• _EXERCISE AIM_:
All lines below must be repeated exactly, with the pictures omitted.

• _GIVEN DATA_:
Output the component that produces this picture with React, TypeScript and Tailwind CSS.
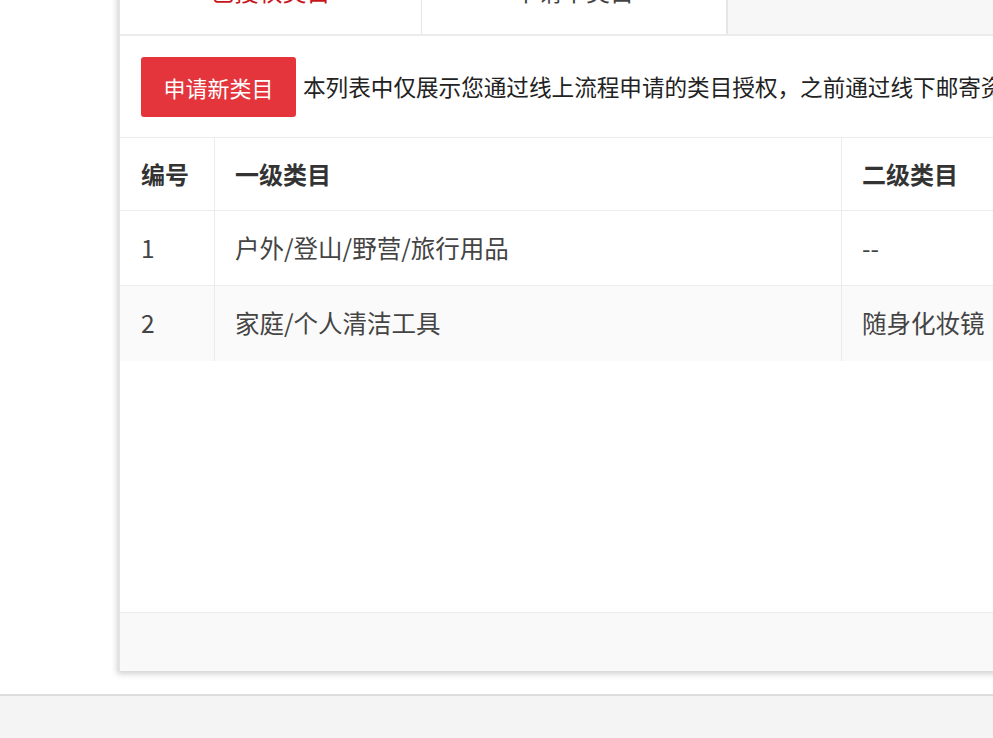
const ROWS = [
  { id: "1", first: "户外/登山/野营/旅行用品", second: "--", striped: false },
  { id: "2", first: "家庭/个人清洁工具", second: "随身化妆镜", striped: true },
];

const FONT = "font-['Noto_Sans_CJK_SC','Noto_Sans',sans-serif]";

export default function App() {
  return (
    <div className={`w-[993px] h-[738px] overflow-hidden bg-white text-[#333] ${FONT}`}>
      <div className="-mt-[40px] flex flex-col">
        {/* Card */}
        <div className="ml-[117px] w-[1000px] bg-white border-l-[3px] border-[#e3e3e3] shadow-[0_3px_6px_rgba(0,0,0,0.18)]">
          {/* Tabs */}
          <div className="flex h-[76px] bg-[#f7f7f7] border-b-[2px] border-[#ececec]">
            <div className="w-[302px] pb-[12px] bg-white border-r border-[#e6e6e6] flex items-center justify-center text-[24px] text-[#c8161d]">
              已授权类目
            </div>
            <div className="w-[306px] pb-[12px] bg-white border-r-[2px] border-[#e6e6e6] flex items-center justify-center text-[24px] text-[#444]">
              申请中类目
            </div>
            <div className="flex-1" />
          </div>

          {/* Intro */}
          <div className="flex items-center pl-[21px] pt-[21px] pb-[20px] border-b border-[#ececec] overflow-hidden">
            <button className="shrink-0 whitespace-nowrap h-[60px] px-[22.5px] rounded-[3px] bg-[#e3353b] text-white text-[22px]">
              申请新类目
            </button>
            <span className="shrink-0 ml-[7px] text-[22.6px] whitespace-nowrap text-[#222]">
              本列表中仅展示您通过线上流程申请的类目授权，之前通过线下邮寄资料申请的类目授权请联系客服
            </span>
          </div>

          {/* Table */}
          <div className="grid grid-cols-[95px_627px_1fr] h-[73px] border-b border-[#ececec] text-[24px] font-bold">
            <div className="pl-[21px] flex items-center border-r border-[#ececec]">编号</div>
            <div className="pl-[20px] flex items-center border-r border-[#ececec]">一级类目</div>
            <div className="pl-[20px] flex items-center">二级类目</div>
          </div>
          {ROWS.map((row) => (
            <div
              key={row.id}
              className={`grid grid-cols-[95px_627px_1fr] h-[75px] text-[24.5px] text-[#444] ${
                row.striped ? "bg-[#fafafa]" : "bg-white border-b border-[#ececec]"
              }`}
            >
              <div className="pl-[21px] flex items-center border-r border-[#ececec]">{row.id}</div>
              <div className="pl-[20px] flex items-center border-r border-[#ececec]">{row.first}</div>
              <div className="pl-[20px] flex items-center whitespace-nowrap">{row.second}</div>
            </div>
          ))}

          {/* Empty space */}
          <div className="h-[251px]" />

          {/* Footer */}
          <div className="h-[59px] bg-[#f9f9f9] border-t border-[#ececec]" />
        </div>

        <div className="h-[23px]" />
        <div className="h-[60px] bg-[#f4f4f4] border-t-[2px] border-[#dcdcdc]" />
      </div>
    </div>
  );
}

• _SOLUTION FOR THIS EXERCISE_:
Output the component that produces this picture with React, TypeScript and Tailwind CSS.
const ROWS = [
  { id: "1", first: "户外/登山/野营/旅行用品", second: "--", striped: false },
  { id: "2", first: "家庭/个人清洁工具", second: "随身化妆镜", striped: true },
];

const FONT = "font-['Noto_Sans_CJK_SC','Noto_Sans',sans-serif]";

export default function App() {
  return (
    <div className={`w-[993px] h-[738px] overflow-hidden bg-white text-[#333] ${FONT}`}>
      <div className="-mt-[40px] flex flex-col">
        {/* Card */}
        <div className="ml-[117px] w-[1000px] bg-white border-l-[3px] border-[#e3e3e3] shadow-[0_3px_6px_rgba(0,0,0,0.18)]">
          {/* Tabs */}
          <div className="flex h-[76px] bg-[#f7f7f7] border-b-[2px] border-[#ececec]">
            <div className="w-[302px] pb-[12px] bg-white border-r border-[#e6e6e6] flex items-center justify-center text-[24px] text-[#c8161d]">
              已授权类目
            </div>
            <div className="w-[306px] pb-[12px] bg-white border-r-[2px] border-[#e6e6e6] flex items-center justify-center text-[24px] text-[#444]">
              申请中类目
            </div>
            <div className="flex-1" />
          </div>

          {/* Intro */}
          <div className="flex items-center pl-[21px] pt-[21px] pb-[20px] border-b border-[#ececec] overflow-hidden">
            <button className="shrink-0 whitespace-nowrap h-[60px] px-[22.5px] rounded-[3px] bg-[#e3353b] text-white text-[22px]">
              申请新类目
            </button>
            <span className="shrink-0 ml-[7px] text-[22.6px] whitespace-nowrap text-[#222]">
              本列表中仅展示您通过线上流程申请的类目授权，之前通过线下邮寄资料申请的类目授权请联系客服
            </span>
          </div>

          {/* Table */}
          <div className="grid grid-cols-[95px_627px_1fr] h-[73px] border-b border-[#ececec] text-[24px] font-bold">
            <div className="pl-[21px] flex items-center border-r border-[#ececec]">编号</div>
            <div className="pl-[20px] flex items-center border-r border-[#ececec]">一级类目</div>
            <div className="pl-[20px] flex items-center">二级类目</div>
          </div>
          {ROWS.map((row) => (
            <div
              key={row.id}
              className={`grid grid-cols-[95px_627px_1fr] h-[75px] text-[24.5px] text-[#444] ${
                row.striped ? "bg-[#fafafa]" : "bg-white border-b border-[#ececec]"
              }`}
            >
              <div className="pl-[21px] flex items-center border-r border-[#ececec]">{row.id}</div>
              <div className="pl-[20px] flex items-center border-r border-[#ececec]">{row.first}</div>
              <div className="pl-[20px] flex items-center whitespace-nowrap">{row.second}</div>
            </div>
          ))}

          {/* Empty space */}
          <div className="h-[251px]" />

          {/* Footer */}
          <div className="h-[59px] bg-[#f9f9f9] border-t border-[#ececec]" />
        </div>

        <div className="h-[23px]" />
        <div className="h-[60px] bg-[#f4f4f4] border-t-[2px] border-[#dcdcdc]" />
      </div>
    </div>
  );
}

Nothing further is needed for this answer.